A student’s first wild college party, overflowing with alcohol and drugs, is always the most tempting. After multiple rounds of midterms and learning to live alone and the peer pressure of fitting into the college crowd, a little bit of indulgence is warranted. What we don’t realize is that one night of binge drinking quickly becomes two, and soon you’re out drinking every weekend. Some amount of rebellion is natural, especially considering most of these students are away from their helicopter parents for the first time. However, the problems arise when substances become a coping mechanism and everything spirals out of control.

I’ve seen many of my friends at college fall victims to this method of escape. I don’t judge them, nor do I pity them, but it simply highlights a flaw in the system. College puts such enormous pressure on these young adults that they’re given no other options to let loose and catch a break. The stress of academics, professional pursuits, finding friends, finding a partner, taking care of yourself, and being a well-adjusted individual, all building on top of the burnout most “gifted kids” already carry from high school, it’s simply way too much.

That’s why taking care of our mental health is so crucial in college, but it’s also extremely inaccessible. It’s quite evident that the mental health conversation is tokenized nowadays to make up for it being taboo for so long. In the current climate, all schools and colleges are forced to do things that’ll “help students’ mental health” but instead of changing the systems to actually make the journey easier on us, they usually pick surface-level activities that would qualify as the bare minimum. For example - one of the activities we had on campus was called “Destress with Dogs” where a bunch of puppies would be brought to campus before finals week so students could play with the dogs and relieve some stress. While that is adorable and a great idea, it simply provides a band-aid solution to the underlying problem of students struggling to cope with the academic pressure at Cal. Funds should instead be going to robust programs that genuinely help us, like ensuring that students can access therapists of all backgrounds without waiting for months to get an appointment. This is the kind of stuff you don’t expect reputed universities like Berkeley to mess up, but the truth is, you don’t get most of what you assume to be a given before reaching your college in the US.

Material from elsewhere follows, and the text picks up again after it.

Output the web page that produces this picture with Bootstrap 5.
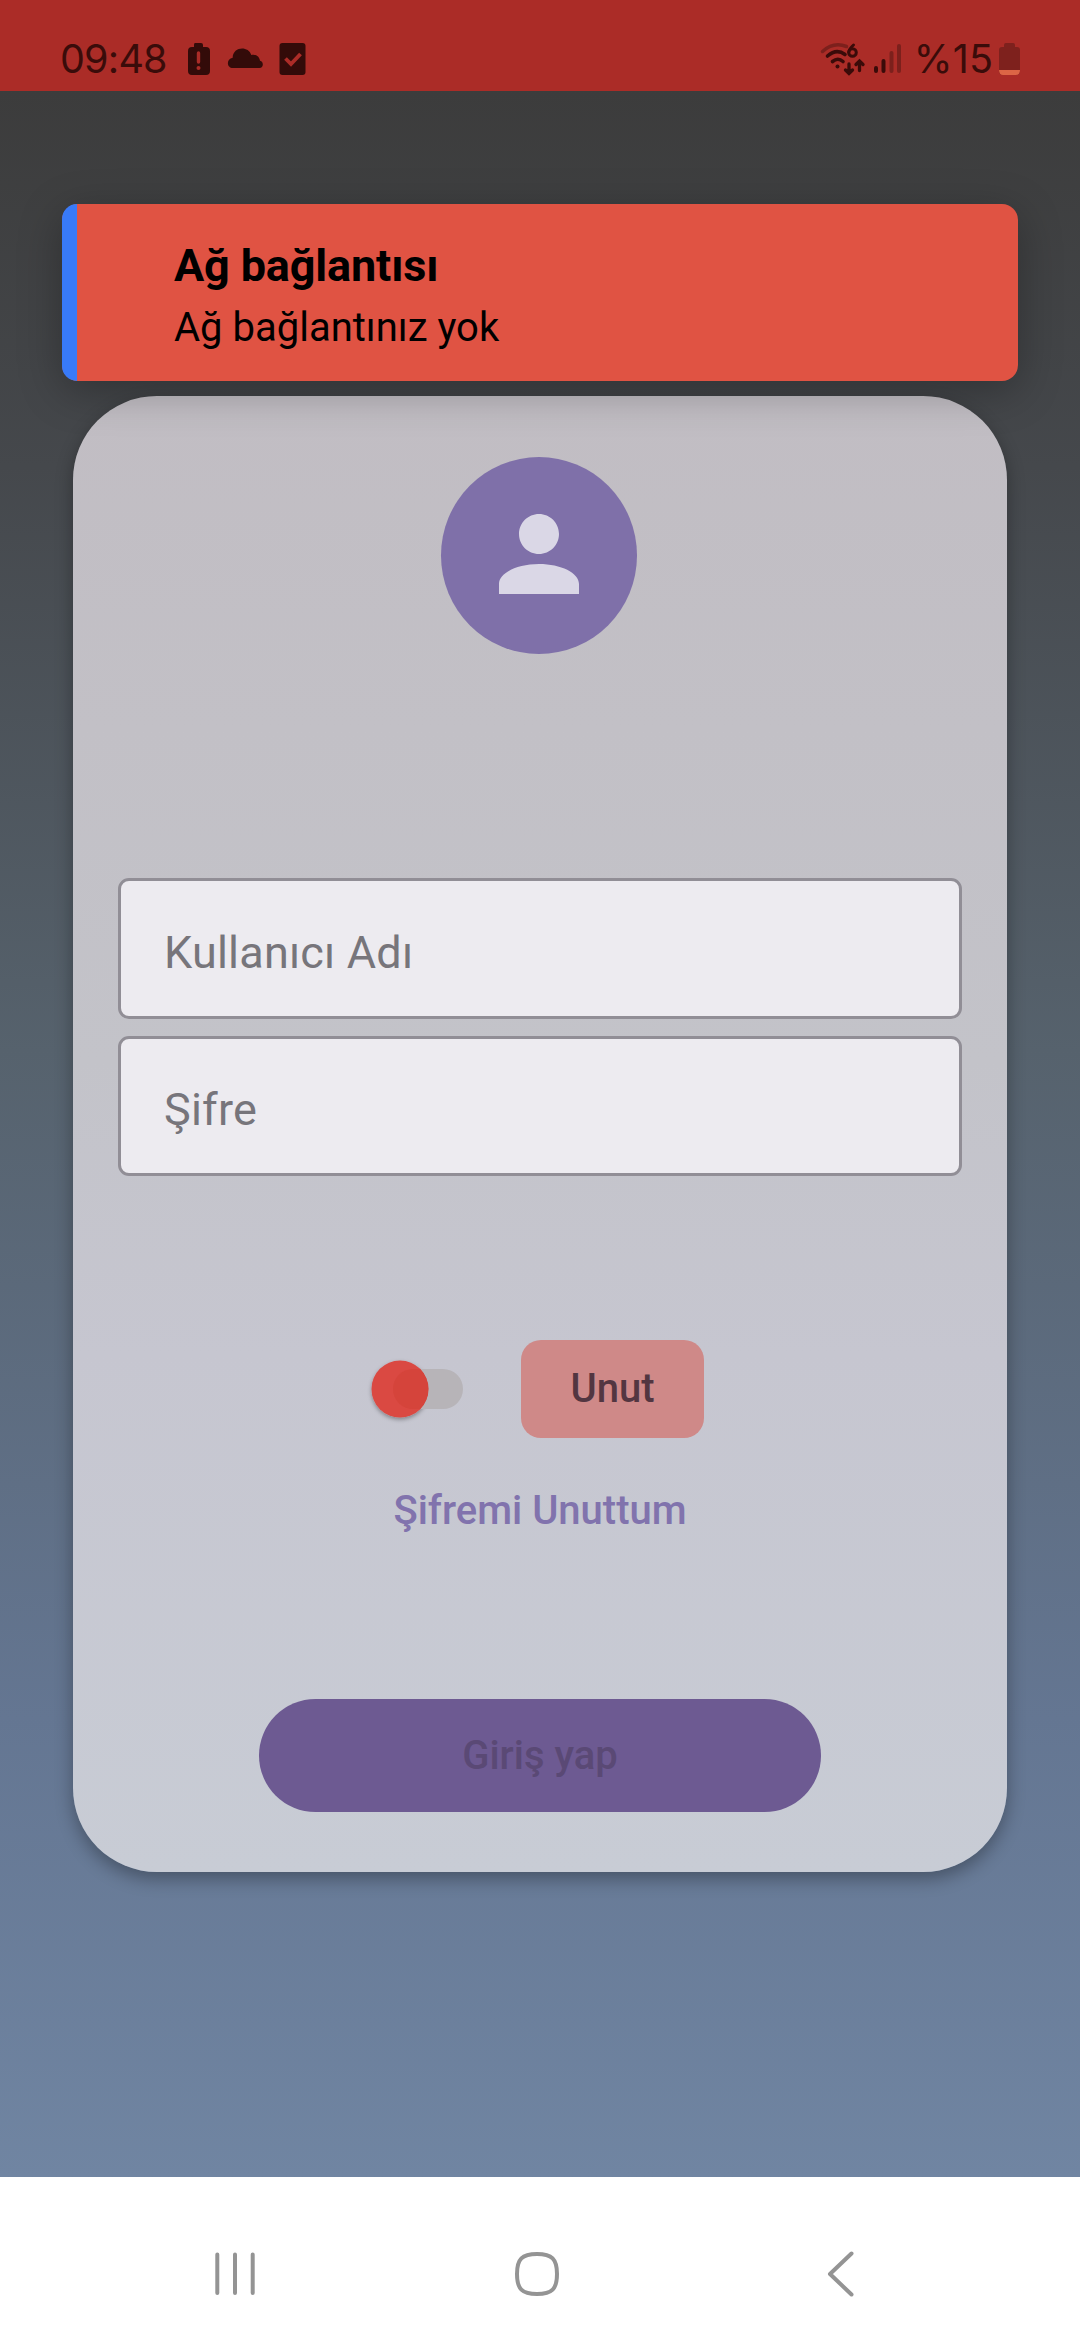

So I realized that nobody else is going to prioritize my wellbeing until I do, and it led me to a pleasantly unexpected revelation.

The Finale

There are many who are able to handle the craziness of college abroad perfectly seamlessly, and there are others who fail miserably and end up disappointing the people in their lives. Either way, college is a defining time. It is the only time we get to come into our own and make the memories of a lifetime. It is also the time to build character and find the traits we want to discard before entering adulthood. For a lot of students, it’s a time of heightened stress and anxiety and strain on their mental and physical health, and all this stuff got a lot worse in the pandemic.

All of a sudden, in March 2020, I was away from every friend I’d made in the last three years. I was back home in India, staying up all night to take classes online and sleeping during the day. Depressed, isolated, lost, and confused about what was going to happen and where my life was headed. Other international students who had graduated before me were also left in limbo, unable to find work or sponsorships. Many were forced to go to grad school or come back home, and I could tell it was torment for them and their families alike. After spending all that time, effort, and money, to end up back in the place they wanted to leave, even further from their goal than when they started off.

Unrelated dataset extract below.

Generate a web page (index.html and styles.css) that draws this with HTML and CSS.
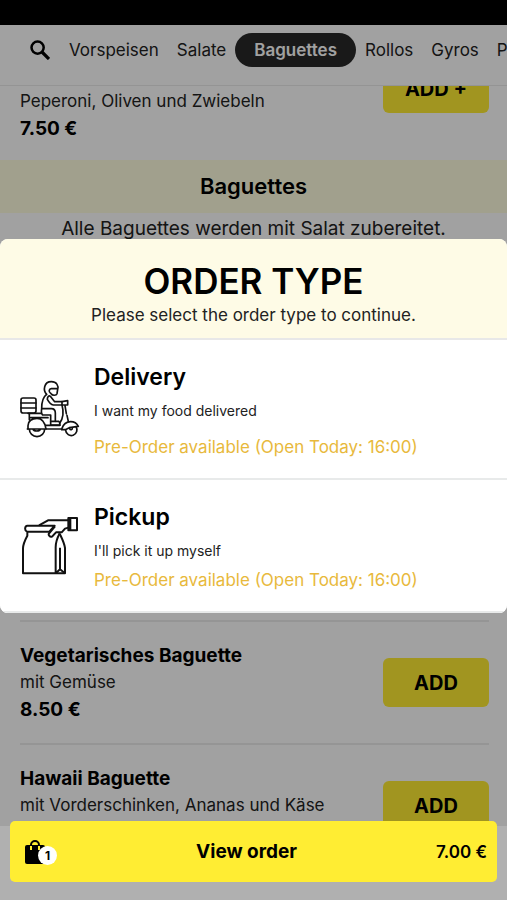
FILE: index.html
```html
<!DOCTYPE html>
<html lang="de">
<head>
    <meta charset="UTF-8">
    <meta name="viewport" content="width=device-width, initial-scale=1.0">
    <title>Baguettes</title>
    <link rel="stylesheet" href="styles.css">
</head>
<body>
    <div class="status-bar"></div>

    <nav class="categories">
        <button class="search" aria-label="Suche">
            <svg viewBox="0 0 20 20" width="20" height="20">
                <circle cx="7.6" cy="7.6" r="6.1" fill="none" stroke="#000" stroke-width="2.5"/>
                <path d="M12 12l7 7" stroke="#000" stroke-width="3.2"/>
            </svg>
        </button>
        <a href="#vorspeisen">Vorspeisen</a>
        <a href="#salate">Salate</a>
        <a href="#baguettes" class="active">Baguettes</a>
        <a href="#rollos">Rollos</a>
        <a href="#gyros">Gyros</a>
        <a href="#p">P</a>
    </nav>

    <main class="menu">
        <div class="item item-first">
            <div class="info">
                <p>Peperoni, Oliven und Zwiebeln</p>
                <strong>7.50 €</strong>
            </div>
            <button class="add">ADD +</button>
        </div>

        <h2 class="section-title" id="baguettes">Baguettes</h2>
        <p class="section-note">Alle Baguettes werden mit Salat zubereitet.</p>

        <div class="items">
            <div class="item">
                <div class="info">
                    <h3>Vegetarisches Baguette</h3>
                    <p>mit Gemüse</p>
                    <strong>8.50 €</strong>
                </div>
                <button class="add">ADD</button>
            </div>
            <div class="item">
                <div class="info">
                    <h3>Hawaii Baguette</h3>
                    <p>mit Vorderschinken, Ananas und Käse</p>
                    <strong>&nbsp;</strong>
                </div>
                <button class="add">ADD</button>
            </div>
        </div>
    </main>

    <div class="overlay">
        <div class="modal" role="dialog" aria-labelledby="modal-title">
            <header class="modal-header">
                <h1 id="modal-title">ORDER TYPE</h1>
                <p>Please select the order type to continue.</p>
            </header>

            <button class="option delivery">
                <svg class="option-icon" viewBox="60 55 180 180" fill="none" stroke="#111" stroke-width="5" stroke-linejoin="round" stroke-linecap="round">
                    <!-- box -->
                    <rect x="63" y="112" width="45" height="45" rx="6"/>
                    <path d="M63 127h45M63 142h45"/>
                    <!-- rider -->
                    <path d="M140 101c-12-12-8-38 14-38 16 0 22 12 19 23l-2 13c-2 6-14 6-17 1M172 84h-18c-7 0-9 10-2 14"/>
                    <path d="M139 102c-11 8-14 24-14 42h29c9 0 12 6 12 13v25h10c4 2 4 6 4 11h-28v-30h-24c-5-4-4-13-3-19"/>
                    <path d="M151 107l13 16h22v10h-26c-9-2-14-10-18-17 0-8 5-12 9-9M152 182h14"/>
                    <!-- scooter -->
                    <path d="M186 123l17-3v13l-17 0M186 133c6 22 3 41-7 55M195 135l4 24M201 164l4 18"/>
                    <path d="M84 158h40M88 159v18M92 171h52M84 205v-10c0-14 12-22 27-22 15 0 24 12 27 32M138 205h47c4-12 14-22 27-22 11 0 19 6 23 14l-27 4-12 6h-11M136 194h44"/>
                    <path d="M88 205a23 23 0 0 0 46 0zM197 209a17 17 0 1 0 31-11M99 205c2 8 20 8 23 0M209 204c2 5 9 4 8-2M82 205h56"/>
                </svg>
                <span class="option-text">
                    <span class="option-name">Delivery</span>
                    <span class="option-desc">I want my food delivered</span>
                    <span class="option-hours">Pre-Order available (Open Today: 16:00)</span>
                </span>
            </button>

            <button class="option pickup">
                <svg class="option-icon" viewBox="60 45 180 180" fill="none" stroke="#111" stroke-width="6" stroke-linejoin="round">
                    <!-- bag -->
                    <path d="M81 92c-8-3-7-18 1-18h82l-16 18zM82 92v12c-8 15-13 25-13 38v75h126v-76c-2-15-7-24-16-43"/>
                    <path d="M179 97c-8 15-12 27-12 42v78M180 140v65M168 216l12-11 14 11"/>
                    <!-- hand -->
                    <path d="M117 73l27-15h61M205 80l-10 3-10 11h-17l-11 12c-7 4-14-4-9-10l17-20"/>
                    <path d="M205 51h26v37h-26zM211 51v37"/>
                </svg>
                <span class="option-text">
                    <span class="option-name">Pickup</span>
                    <span class="option-desc">I'll pick it up myself</span>
                    <span class="option-hours">Pre-Order available (Open Today: 16:00)</span>
                </span>
            </button>
        </div>
    </div>

    <footer class="cart">
        <button class="view-order">
            <span class="bag">
                <svg viewBox="0 0 22 26" width="22" height="26">
                    <path d="M6 9V6a4 4 0 0 1 8 0v3" fill="none" stroke="#000" stroke-width="2"/>
                    <path d="M2 6h16q2 0 2 2v17H2q-2 0-2-2V8q0-2 2-2z"/>
                    <path d="M6 7v4M14 7v4" stroke="#ffed33" stroke-width="2"/>
                </svg>
                <span class="count">1</span>
            </span>
            <span class="label">View order</span>
            <span class="total">7.00 €</span>
        </button>
    </footer>
</body>
</html>
```
FILE: styles.css
```css
* {
    box-sizing: border-box;
}

body {
    margin: 0;
    height: 100vh;
    display: flex;
    flex-direction: column;
    overflow: hidden;
    background: #fff;
    color: #000;
    font-family: Inter, "Liberation Sans", sans-serif;
    font-size: 17px;
}

h1, h2, h3, p {
    margin: 0;
}

button {
    border: 0;
    padding: 0;
    font-family: inherit;
    color: #000;
    cursor: pointer;
}

.status-bar {
    flex: none;
    height: 25px;
    background: #000;
}

/* category navigation */
.categories {
    flex: none;
    display: flex;
    align-items: flex-start;
    height: 61px;
    padding: 8px 0 0 30px;
    background: #fff;
    border-bottom: 1px solid #eaeaea;
    overflow: hidden;
    z-index: 1;
}

.search {
    flex: none;
    height: 34px;
    margin-right: 10px;
    background: none;
}

.search svg {
    display: block;
}

.categories a {
    flex: none;
    padding: 0 9px;
    line-height: 34px;
    color: #222;
    text-decoration: none;
}

.categories .active {
    padding: 0 19px;
    border-radius: 17px;
    background: #292929;
    color: #fff;
    font-weight: 600;
}

/* menu */
.menu {
    flex: 1;
    min-height: 0;
}

.item {
    display: flex;
    justify-content: space-between;
    align-items: center;
    padding: 20px 0;
    border-top: 2px solid #ececec;
}

.item-first {
    align-items: flex-start;
    margin: -44px 18px 0 20px;
    padding: 22px 0 18px;
    border: 0;
}

.item-first .info {
    padding-top: 24px;
}

.info {
    line-height: 27px;
}

.info h3, .info strong {
    display: block;
    font-size: 19px;
    font-weight: 700;
}

.info p {
    color: #222;
}

.add {
    flex: none;
    width: 106px;
    height: 49px;
    border-radius: 6px;
    background: #ffed33;
    font-size: 20px;
    font-weight: 700;
}

.section-title {
    background: #fffee0;
    font-size: 22px;
    font-weight: 600;
    line-height: 53px;
    text-align: center;
}

.section-note {
    color: #222;
    font-size: 19px;
    line-height: 32px;
    text-align: center;
}

.items {
    margin: 0 18px 0 20px;
    padding-top: 375px;
}

/* order type dialog */
.overlay {
    position: fixed;
    top: 25px;
    right: 0;
    bottom: 0;
    left: 0;
    display: flex;
    align-items: center;
    padding-bottom: 74px;
    background: rgba(0, 0, 0, .37);
    z-index: 2;
}

.modal {
    width: 100%;
    border-radius: 8px;
    background: #fff;
    overflow: hidden;
}

.modal-header {
    padding: 20px 0 10px;
    background: #fefbe6;
    border-bottom: 2px solid #e8e8e8;
    text-align: center;
}

.modal-header h1 {
    font-size: 35px;
    font-weight: 600;
    line-height: 44px;
}

.modal-header p {
    color: #222;
    line-height: 25px;
}

.option {
    display: flex;
    align-items: center;
    gap: 14px;
    width: 100%;
    padding: 19px 20px 18px;
    background: #fff;
    border-bottom: 2px solid #e8eaea;
    text-align: left;
}

.option-icon {
    flex: none;
    width: 60px;
    height: 60px;
}

.option-text {
    display: flex;
    flex-direction: column;
}

.option-name {
    font-size: 23px;
    font-weight: 600;
    line-height: 36px;
}

.option-desc {
    color: #222;
    font-size: 14px;
    line-height: 32px;
}

.option-hours {
    color: #e8b93c;
    font-size: 17px;
    line-height: 26px;
}

.delivery .option-hours {
    padding-top: 7px;
}

/* cart bar */
.cart {
    position: fixed;
    right: 0;
    bottom: 0;
    left: 0;
    height: 74px;
    padding: 0 10px;
    background: #b0b0b0;
    z-index: 3;
}

.view-order {
    display: flex;
    justify-content: space-between;
    align-items: center;
    width: 100%;
    height: 61px;
    margin-top: -5px;
    padding: 0 10px 0 15px;
    border-radius: 5px;
    background: #ffed33;
}

.bag {
    position: relative;
    width: 32px;
    height: 26px;
}

.bag svg {
    display: block;
}

.count {
    position: absolute;
    right: 0;
    bottom: 0;
    width: 19px;
    height: 19px;
    border-radius: 50%;
    background: #fff;
    font-size: 12px;
    font-weight: 700;
    line-height: 19px;
    text-align: center;
}

.label {
    font-size: 19px;
    font-weight: 700;
}

.total {
    font-size: 17px;
    font-weight: 600;
}
```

But the question is: why did they want to leave so bad? Is it truly worth it, to study and work and slog in such a faraway place? Is the US really all that great? I don’t have all the answers, and I’m not trying to advocate for nor against moving abroad. I’m just reconsidering an idea that was planted in my head a long time back, that painted the US as a promised land where somehow everything is better.

So that’s when I decided to wake up from my American dream.